In less than six months’ time, the Norwegian fund—set up in 1990 as a repository for money made from the sale of Norway’s oil— had divested from 52 companies in which thermal coal made up more than 30% of income, with additional divestments to come. (It adopted similar rules for weapons and tobacco at the same time it began selling fossil-fuel interests.)
Divestment is a strong choice, bold and final—the “I’m leaving!” *slams door* of the investment world.
Some huge shareholders are carving out another path. McKibben refers to it as shareholder engagement. That translates to: “Let’s talk about this.”
We need to talk about carbon
Helen Wildsmith knows a lot about the soul-searching, nuanced discussions that feature in long-term relationships.
Wildsmith leads climate stewardship at the Church of England’s investment wing, which has £5.7 billion ($7.6 billion) in assets under management.

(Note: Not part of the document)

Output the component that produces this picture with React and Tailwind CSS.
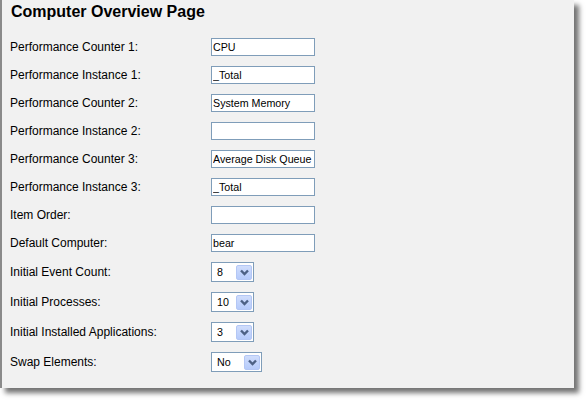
import React from "react";

const inputRows = [
    { label: "Performance Counter 1:", value: "CPU" },
    { label: "Performance Instance 1:", value: "_Total" },
    { label: "Performance Counter 2:", value: "System Memory" },
    { label: "Performance Instance 2:", value: "" },
    { label: "Performance Counter 3:", value: "Average Disk Queue Length" },
    { label: "Performance Instance 3:", value: "_Total" },
    { label: "Item Order:", value: "" },
    { label: "Default Computer:", value: "bear" },
];

const selectRows = [
    { label: "Initial Event Count:", value: "8", width: "w-[43px]" },
    { label: "Initial Processes:", value: "10", width: "w-[43px]" },
    { label: "Initial Installed Applications:", value: "3", width: "w-[43px]" },
    { label: "Swap Elements:", value: "No", width: "w-[51px]" },
];

const FakeSelect = ({ value, width }) => (
    <div className={`${width} h-[20px] flex items-center justify-between border border-[#7f9db9] bg-white pl-[5px] pr-[1px]`}>
        <span className="text-[10.7px] leading-none text-black">{value}</span>
        <span className="w-[16px] h-[15px] flex items-center justify-center rounded-[2px] border border-[#b4c7f5] bg-gradient-to-b from-[#d0ddfc] to-[#b6cbfb]">
            <svg width="9" height="7" viewBox="0 0 9 7">
                <path d="M1 1.5 L4.5 5 L8 1.5" fill="none" stroke="#4d6185" strokeWidth="2.4" />
            </svg>
        </span>
    </div>
);

export default function App() {
    return (
        <div className="w-[586px] h-[400px] bg-white" style={{ fontFamily: '"Liberation Sans", Arial, sans-serif' }}>
            <div className="w-[574px] h-[388px] bg-[#f1f1f1] border-l-2 border-[#8a8a8a] shadow-[5px_5px_5px_rgba(0,0,0,0.55)] pl-[8px]">
                <div className="h-[33px] pt-[3px]">
                    <h1 className="text-[16px] leading-[18px] font-bold text-black pl-[1px]">Computer Overview Page</h1>
                </div>
                {inputRows.map((row, i) => (
                    <div key={i} className="h-[28px] flex items-center">
                        <label className="w-[201px] text-[12px] text-black">{row.label}</label>
                        <input
                            type="text"
                            readOnly
                            defaultValue={row.value}
                            className="w-[104px] h-[18px] border border-[#7f9db9] bg-white px-[1px] text-[10.7px] text-black outline-none"
                        />
                    </div>
                ))}
                {selectRows.map((row, i) => (
                    <div key={i} className="h-[30px] flex items-center">
                        <label className="w-[201px] text-[12px] text-black">{row.label}</label>
                        <FakeSelect value={row.value} width={row.width} />
                    </div>
                ))}
            </div>
        </div>
    );
}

She’s also an advisor to the Carbon Disclosure Project, which works for greater transparency from companies. It’s a form of engagement that puts faith in the ability of people, and businesses, to change.
The need for serious conversations with companies, to try and persuade them to act differently, came out of a realization about the interconnectedness of different sectors, she says. For example, it’s a relatively easy decision to divest holdings in coal. It’s the most polluting energy source and, US president Donald Trump notwithstanding, few believe in a long-term coal-powered future. But divesting left investors—like the French insurance giant AXA, which announced it would divest from thermal coal in May 2015—with other energy holdings in their portfolios, Wildsmith says, “and of course attention immediately goes to oil and gas.”
But blaming the energy producers arguably isn’t as effective as also including those that demand the commodity, like utilities, which are major users of coal and gas. Meanwhile, banks fund both sectors, implicating the whole of financial services. It’s too big a web for many investors realistically to distance themselves from everything it touches. That’s given rise to a different approach.
“You’re starting to see subtleties building in because people think, ‘Well I can’t divest from all of that.’ And given that we need oil and gas over the next decade or so, people are wanting to work with those companies while [they] work out what their post-Paris transition plan is…and stick with them when those transition plans look sensible,” Wildsmith says, referring to the 2015 meeting in Paris where leaders from nearly 200 countries set global climate goals.
Divestment by some investors has, in some cases, spawned engagement by others. Historically, big funds and asset owners have worked behind the scenes, Wildsmith says, but increasingly they’re less willing to keep discussions private, or settle for the word of corporations—especially for anything that feels like “greenwash.” They want to see detailed plans.
Wildsmith has been the Church of England fund’s chief “engager” with BP since 2011, and has seen success. Shareholder resolutions filed by Wildsmith and her colleagues led to both BP and Shell agreeing to report on their exposure to climate-change risks.
Not all energy companies have been as amenable. Tom DiNapoli, who as New York State comptroller makes decisions for his state’s $180 billion pension fund, co-filed a shareholder resolution to get US oil major Exxon to report on their exposure, as BP and Shell had done, while a separate filing sought more transparency at Chevron.
Exxon’s board advised shareholders to vote against the motion for greater transparency, and the company tried, unsuccessfully, to get the US Securities and Exchange Commission to strike the resolution from the ballot before it came to a vote in May 2016. The measure failed, as did the Chevron shareholder resolution.
The bigger oil majors—like Exxon have been difficult to move, DiNapoli admits, but the attempt is important. “I think on this one, because they’re such a big player and such a big name, we felt it was important to engage them in the process,” he says, heartened that the resolution was backed by 38% of shareholders—a large enough percentage, he says, that there’s reason to hope the company takes note.
In May 2017, they tried again. This time it passed, with 62.3% of the shareholder vote in favor.
These boots were made for walking
Where is the red line for these investors, though? At what point should a company’s behavior be taken to mean that it’s time to stop talking, and move on?
I ask McKibben when he thinks investors should resort to the divestment option.
“Now,” he says. “2016 [was] the hottest year we’ve ever measured. Time is not on our side.”
McKibben isn’t reflexively opposed to the idea of investor engagement in the general sense. “Most problems” with company behavior can be solved with changes to structure or choices, he says. But not the problem of fossil fuels. In “a few cases,” like the hydrocarbon industry, he argues, “the business model of the company at hand is not flawed; instead, it is the flaw.”
He cites specifics: “Exxon, for instance, has no real plan other than digging up more hydrocarbons; they spend billions a year on it, and nothing that any shareholder engagement will do can change that—until their political power is broken, that is, which is part of what divestment aims at.”
Exxon’s response? Divestment is ”a diversion from the search for solutions to the dual challenge of addressing climate change risks and meeting global economic needs,” a spokesman for the company told Quartz.
In between these two relatively extreme views are investors, controlling trillions of dollars of assets. Most of them are likely searching for more nuanced answers.
If they have diverse portfolios, their holdings will likely include an array of sectors with varying degrees of influence on the environment. In the energy sector alone they could be dealing with everything from coal and conventional crude to the lithium used in batteries, and palm oil used for biofuels. Applying uniform demands and deadlines is hard, and long, painstaking discussion is often needed.
Some of the companies they invest in will shape up. And eventually, those that don’t might wake up one morning to find a note on the table, propped between the coffee pot and the latest annual report: “We both know it wasn’t working. It’s over.”